The intergroup trial study design called for a chest x-ray up-front to rule-out existing SPTs in the lungs. However, based on the recently published Early Lung Cancer Action Project (ELCAP) work by Henschke and colleagues from Cornell,3 we saw that malignancies are detected 4 times as frequently on low-dose CT as on CXR. Eighty-three percent of the stage I malignancies were not detected on CXR. One can thus appreciate that there is no way to know whether the vitamin A cohort in the intergroup trial was destined to fail based on a higher number of unrecognized lung cancers at the time of randomization. Low-dose CT screening would be advisable in any new effort.
It is fairly certain, as mentioned in the EUROSCAN paper, that longer follow-up is needed before pronouncements of failure can be offered. This is highlighted by data in Pastorino et al’s paper which described the average time to developing a second malignancy as 16-42 months for smoking-related SPTs and, specifically, about 2 years for lung cancers. Lippman et al’s study suffers from a short (3.5 year) follow-up in relation to the timing of expected second events, which can take many years.

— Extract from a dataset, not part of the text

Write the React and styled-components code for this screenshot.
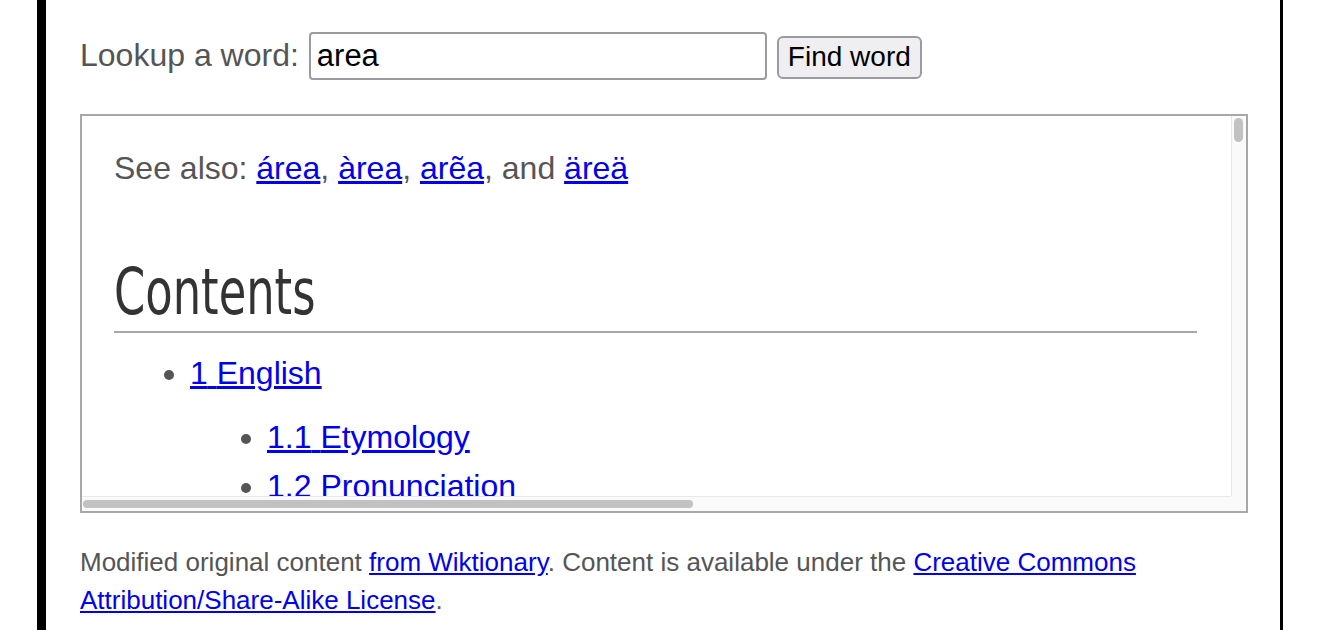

Just as the mechanism of action of retinoids is unclear, it is also unclear who will derive the most benefit from adjuvant vitamin A. Perhaps ongoing smoking neutralizes a beneficial effect, and perhaps never-smokers who develop lung cancer possess an intrinsic defect in their mucosa that is not amenable to correction by retinoid ingestion. A study focusing on initiation of vitamin A within 6 months of early stage lung cancer treatment in former smokers might be interesting. Lippman et al’s study enrolled participants up to 3 years removed from surgery, which may have been too late to reverse incipient tumor development.
In summary, no one knows the optimal time for initiation, dosage, duration, or formulation of vitamin A that will bestow the maximum benefit on patients at risk for SPTs or recurrences. It appears that continued follow-up, as suggested by Lippman et al, and improved study design eventually will help sort out whether vitamin A is ultimately proven to offer a preventive effect against second tumors and recurrences.
References
1. Pastorino U, et al. J Clin Oncol. 1993;11:1216-1222.
2. van Zandwijk N, et al. J Natl Cancer Ist. 2000;92:
977-986.
3. Henschke CI, et al. Cancer. 2000;89:2474-2482.